Millions died that November.  It happened all at once and so suddenly that not a single country or soul on earth was ready for it.  To this day, we’re still not exactly sure what had changed, but it was as if God had flipped some kind of master switch of life and death.  The numbers that eventually came to pass made the Pol Pot death marches in Cambodia in the late 1970s seem like amateur hour.  The massive fatality rates landed like waves crashing against the beach with ever-increasing intensity, exponentially.  First 4,000 deaths a week which people professed to be disturbed by; but in their heart-of-hearts just considered, “That’s the way it goes.” Then 8,000 the following week; then 16,000; then 32, 64, 128, 256, 512, 1,028 by week nine… that’s over a million people dying every week1,028,000.  It just took us just nine short weeks to get there.

How did society respond?  Predictably, I guess.  Like Billy Bob Thornton once remarked, “Basically, it was the worst parts of the bible.”  Civil services broke down overnight.  Kind of pointless to show up for your job when there was a 50/50 chance you could contract the virus and just suddenly die.  The stock market, which had rebounded so spectacularly, nosedived once more– plummeting something like 10,000 points in a single day.  It was Black Monday all over again:  Speculators, investors, and day-traders lost everything as margin calls swept across the land and bank accounts were cleaned out.  Flooded with redemption requests that destroyed their livelihoods, every week some new hedge fund manager was flinging himself or herself off a Wall Street skyscraper.  We didn’t know it then but they were the smart ones; the lucky folks.  It was a merciful swift end in the cold, heartless, brutal new normal that was to come.  Grocery shelves were picked bare, schools were abandoned, airlines went bankrupt, and the economy once more halted on a dime– except this time, it wasn’t a voluntary crash like it had been back in March.  It was the real thing.

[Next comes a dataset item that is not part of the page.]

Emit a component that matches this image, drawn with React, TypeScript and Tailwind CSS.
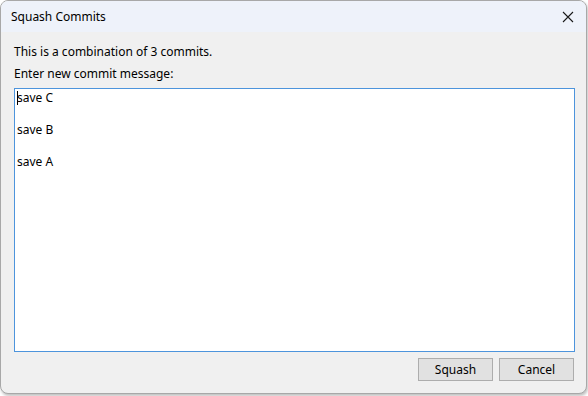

And then, what happened next– if there were ever some executive one-pager, some Cliff Notes or Spark Notes for how humanity operates in its darkest hour– what happened next basically goes down as the pinnacle HBS Case Study that best represents the human species:  One day, long after humans have already gone extinct by our own hand, some alien race will discover our remains in some epic archeological excavation and scratch their little alien head(s).  “Jesus,” they’ll wonder.  “Was this a tragedy or a comedy?”

In a nutshell, the place it all began:  That infectious diseases biolab in Wuhan, China– It developed the first successful vaccine.

And China refused to share its vaccine with the rest of the world.